(Rows from a dataset of pages and code)
☆ ☆ ☆ ☆ ☆
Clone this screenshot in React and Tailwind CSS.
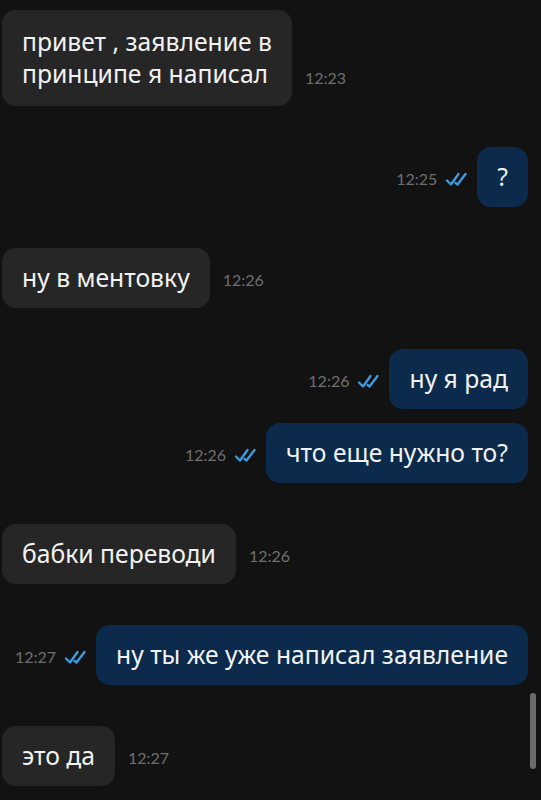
import React from 'react';

const messages = [
    { out: false, text: 'привет , заявление в принципе я написал', time: '12:23', wrap: true },
    { out: true, text: '?', time: '12:25' },
    { out: false, text: 'ну в ментовку', time: '12:26' },
    { out: true, text: 'ну я рад', time: '12:26' },
    { out: true, text: 'что еще нужно то?', time: '12:26', grouped: true },
    { out: false, text: 'бабки переводи', time: '12:26' },
    { out: true, text: 'ну ты же уже написал заявление', time: '12:27' },
    { out: false, text: 'это да', time: '12:27' },
];

function DoubleCheck() {
    return (
        <svg width="25" height="16" viewBox="0 0 25 16" fill="none" stroke="#3b9de3" strokeWidth="2.3" strokeLinecap="round" strokeLinejoin="round">
            <path d="M2 9.5 L6 13.5 L13.5 3" />
            <path d="M10.5 12 L12.5 13.5 L20.5 3" />
        </svg>
    );
}

function Time({ value }) {
    return (
        <span className="text-[16px] leading-[18px] text-[#6f6f6f]" style={{ fontFamily: 'Lato, "Liberation Sans", sans-serif' }}>
            {value}
        </span>
    );
}

export default function App() {
    return (
        <div
            className="relative h-[800px] w-[541px] overflow-hidden bg-[#121212] pt-[10px]"
            style={{ fontFamily: '"Noto Sans", "Open Sans", sans-serif' }}
        >
            <div className="flex flex-col">
                {messages.map((m, i) => (
                    <div
                        key={i}
                        className={`flex items-end ${i === 0 ? '' : m.grouped ? 'mt-[14px]' : 'mt-[41px]'} ${m.out ? 'justify-end pr-[13px]' : 'pl-[2px]'}`}
                    >
                        {m.out ? (
                            <>
                                <div className="mb-[19px] mr-[7px] flex items-center gap-[8px]">
                                    <Time value={m.time} />
                                    <DoubleCheck />
                                </div>
                                <div className="rounded-[14px] bg-[#0b2a4c] px-[20px] py-[14px] text-[24.7px] leading-[32px] text-[#f2f2f2]">
                                    {m.text}
                                </div>
                            </>
                        ) : (
                            <>
                                <div className={`rounded-[14px] bg-[#262626] px-[20px] text-[24.7px] leading-[32px] text-[#f2f2f2] ${m.wrap ? 'w-[290px] py-[16px]' : 'py-[14px]'}`}>
                                    {m.text}
                                </div>
                                <div className="mb-[16px] ml-[13px]">
                                    <Time value={m.time} />
                                </div>
                            </>
                        )}
                    </div>
                ))}
            </div>
            {/* scrollbar */}
            <div className="absolute left-[530px] top-[693px] h-[76px] w-[6px] rounded-full bg-[#6b6b6b]" />
        </div>
    );
}
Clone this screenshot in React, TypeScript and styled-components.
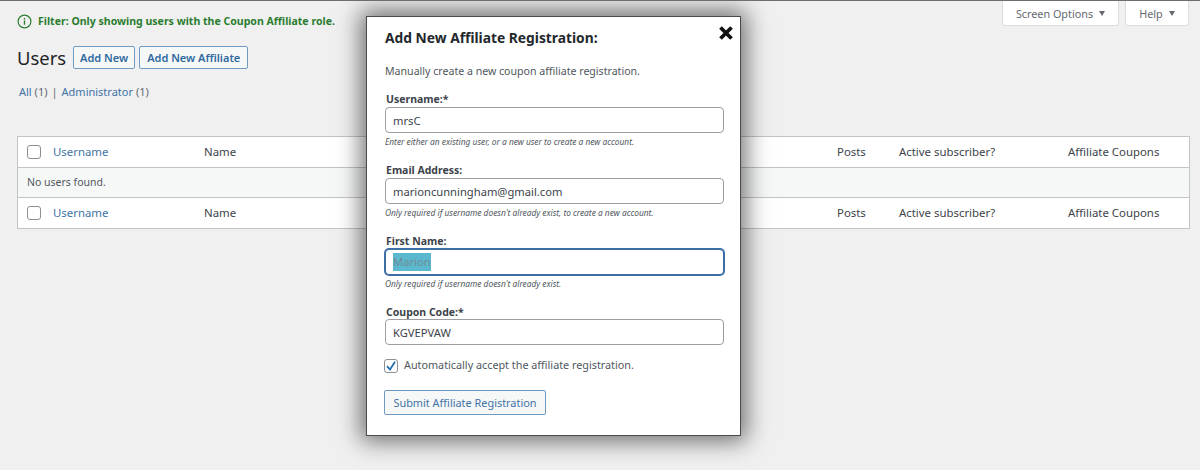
☆ ☆ ☆ ☆ ☆
Stated exercise:
Reproduce all the records verbatim, excluding images.

Task solution:
Clone this screenshot in React and Tailwind CSS.
import React from 'react';

const messages = [
    { out: false, text: 'привет , заявление в принципе я написал', time: '12:23', wrap: true },
    { out: true, text: '?', time: '12:25' },
    { out: false, text: 'ну в ментовку', time: '12:26' },
    { out: true, text: 'ну я рад', time: '12:26' },
    { out: true, text: 'что еще нужно то?', time: '12:26', grouped: true },
    { out: false, text: 'бабки переводи', time: '12:26' },
    { out: true, text: 'ну ты же уже написал заявление', time: '12:27' },
    { out: false, text: 'это да', time: '12:27' },
];

function DoubleCheck() {
    return (
        <svg width="25" height="16" viewBox="0 0 25 16" fill="none" stroke="#3b9de3" strokeWidth="2.3" strokeLinecap="round" strokeLinejoin="round">
            <path d="M2 9.5 L6 13.5 L13.5 3" />
            <path d="M10.5 12 L12.5 13.5 L20.5 3" />
        </svg>
    );
}

function Time({ value }) {
    return (
        <span className="text-[16px] leading-[18px] text-[#6f6f6f]" style={{ fontFamily: 'Lato, "Liberation Sans", sans-serif' }}>
            {value}
        </span>
    );
}

export default function App() {
    return (
        <div
            className="relative h-[800px] w-[541px] overflow-hidden bg-[#121212] pt-[10px]"
            style={{ fontFamily: '"Noto Sans", "Open Sans", sans-serif' }}
        >
            <div className="flex flex-col">
                {messages.map((m, i) => (
                    <div
                        key={i}
                        className={`flex items-end ${i === 0 ? '' : m.grouped ? 'mt-[14px]' : 'mt-[41px]'} ${m.out ? 'justify-end pr-[13px]' : 'pl-[2px]'}`}
                    >
                        {m.out ? (
                            <>
                                <div className="mb-[19px] mr-[7px] flex items-center gap-[8px]">
                                    <Time value={m.time} />
                                    <DoubleCheck />
                                </div>
                                <div className="rounded-[14px] bg-[#0b2a4c] px-[20px] py-[14px] text-[24.7px] leading-[32px] text-[#f2f2f2]">
                                    {m.text}
                                </div>
                            </>
                        ) : (
                            <>
                                <div className={`rounded-[14px] bg-[#262626] px-[20px] text-[24.7px] leading-[32px] text-[#f2f2f2] ${m.wrap ? 'w-[290px] py-[16px]' : 'py-[14px]'}`}>
                                    {m.text}
                                </div>
                                <div className="mb-[16px] ml-[13px]">
                                    <Time value={m.time} />
                                </div>
                            </>
                        )}
                    </div>
                ))}
            </div>
            {/* scrollbar */}
            <div className="absolute left-[530px] top-[693px] h-[76px] w-[6px] rounded-full bg-[#6b6b6b]" />
        </div>
    );
}
Clone this screenshot in React, TypeScript and styled-components.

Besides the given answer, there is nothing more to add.